The government’s top infectious-disease expert, Dr. Anthony Fauci, said the improvement in numbers around the country appears to be the result of “natural peaking and then plateauing” after a holiday surge, rather than an effect of the rollout of vaccines that began in mid-December.
Deaths are running at an average of just under 3,100 a day, down from more than 3,350 less than two weeks ago. New cases are averaging about 170,000 a day after peaking at almost 250,000 on 11 January.
The number of Covid-19 patients in the hospital in the US has fallen to about 110,000 from a high of 132,000 on 7 January.
States that have been hot spots in recent weeks such as California and Arizona have shown similar improvements during the same period.
On Monday, California lifted regional stay-at-home orders in favor of county-by-county restrictions and ended a 10pm curfew.
Elsewhere, Minnesota school districts have begun bringing elementary students back for in-person learning.
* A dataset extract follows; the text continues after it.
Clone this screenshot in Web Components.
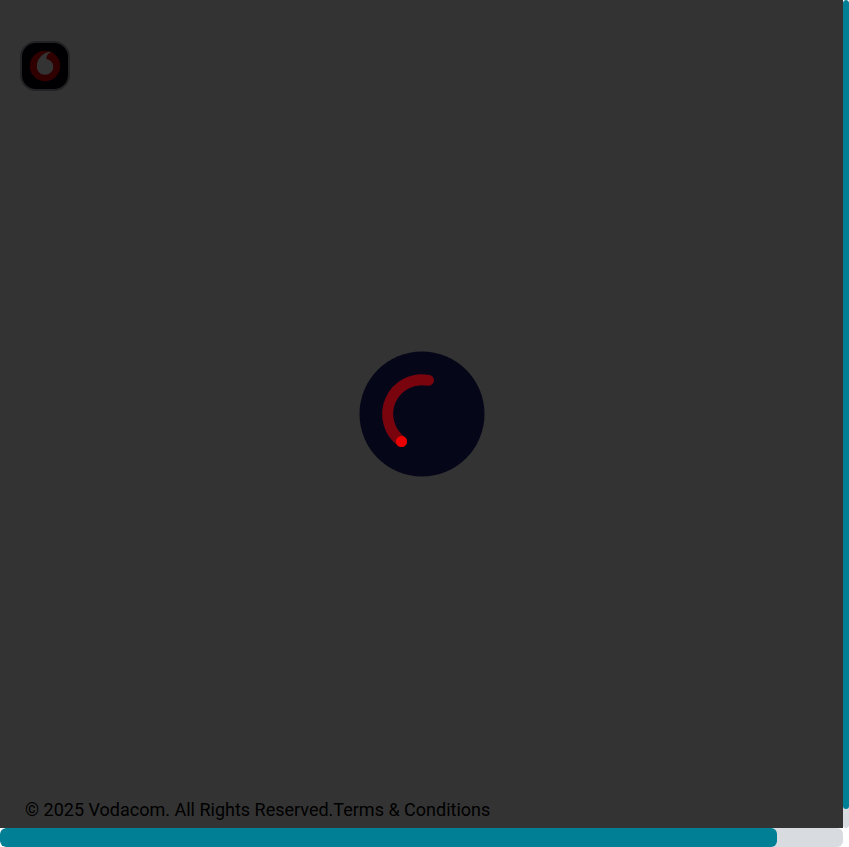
<!DOCTYPE html>
<html lang="en">
<head>
<meta charset="utf-8">
<title>Vodacom</title>
<style>
html, body { margin: 0; height: 100%; overflow: hidden; background: #fff; font-family: Roboto, sans-serif; }
</style>
</head>
<body>
<app-viewport>
  <loading-page>
    <brand-badge slot="header"></brand-badge>
    <busy-spinner></busy-spinner>
    <legal-footer slot="footer">© 2025 Vodacom. All Rights Reserved.</legal-footer>
  </loading-page>
  <scroll-track slot="vertical" direction="vertical"></scroll-track>
  <scroll-track slot="horizontal" direction="horizontal"></scroll-track>
</app-viewport>
<script>
const define = (name, html) => customElements.define(name, class extends HTMLElement {
  constructor() {
    super();
    this.attachShadow({ mode: "open" }).innerHTML = html;
  }
});

define("app-viewport", `
  <style>
    :host { display: grid; grid-template: minmax(0, 1fr) 19px / minmax(0, 1fr) 6px; height: 100vh; }
  </style>
  <slot></slot><slot name="vertical"></slot><slot name="horizontal"></slot>`);

define("loading-page", `
  <style>
    :host { display: grid; grid-template-rows: 1fr auto 1fr; background: #333; color: #000; }
    header { padding: 41px 20px 0; }
    main { display: flex; justify-content: center; }
    footer { align-self: end; padding: 0 25px 7px; }
  </style>
  <header><slot name="header"></slot></header>
  <main><slot></slot></main>
  <footer><slot name="footer"></slot></footer>`);

define("brand-badge", `
  <style>
    :host { display: block; width: 50px; height: 50px; }
    svg { display: block; width: 100%; height: 100%; }
  </style>
  <svg viewBox="0 0 50 50" role="img" aria-label="Vodacom">
    <rect x="1" y="1" width="48" height="48" rx="15" fill="#000003" stroke="#222224" stroke-width="2"/>
    <circle cx="25" cy="25" r="15.2" fill="#300000"/>
    <path d="M31.7 10.8C25 10.4 16.8 16.5 16.8 25.2C16.8 30.7 20.6 33.8 25.2 33.7C30 33.6 33.4 30.2 33.3 25.6C33.2 21.4 30.3 18.8 26.5 17.9C26.3 14.7 28.5 11.9 31.7 10.8Z" fill="#333"/>
  </svg>`);

define("busy-spinner", `
  <style>
    :host { display: block; width: 126px; height: 126px; }
    svg { display: block; width: 100%; height: 100%; }
  </style>
  <svg viewBox="0 0 126 126" role="img" aria-label="Loading">
    <circle cx="63" cy="63" r="62.5" fill="#050719"/>
    <path d="M69.5 29.3A34.3 34.3 0 0 0 42.5 90.5" fill="none" stroke="#7a040e" stroke-width="11" stroke-linecap="round"/>
    <circle cx="42.5" cy="90.5" r="5.5" fill="#ea0000"/>
  </svg>`);

define("legal-footer", `
  <style>
    :host { display: block; font-size: 18px; line-height: 22px; }
    a { color: inherit; text-decoration: none; }
  </style>
  <slot></slot><a href="#terms">Terms &amp; Conditions</a>`);

define("scroll-track", `
  <style>
    :host { display: block; background: #d8dbe0; border-radius: 6px; overflow: hidden; }
    :host([direction="vertical"]) { border-radius: 3px; }
    div { background: #007f95; border-radius: inherit; }
    :host([direction="vertical"]) div { height: 97.7%; }
    :host([direction="horizontal"]) div { width: 92.2%; height: 100%; }
  </style>
  <div></div>`);
</script>
</body>
</html>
Chicago’s school system, the nation’s third-largest district, had hoped to bring teachers back Monday to prepare for students to return next month, but the teachers union has refused.
“I don’t think the dynamics of what we’re seeing now with the plateauing is significantly influenced yet — it will be soon — but yet by the vaccine. I just think it’s the natural course of plateauing,” Fauci told NBC’s “Today.”
Nationwide, about 18 million people, or less than 6% of the US.population, have received at least one dose of vaccine, including about 3 million who have gotten the second shot, according to the Centers for Disease Control and Prevention.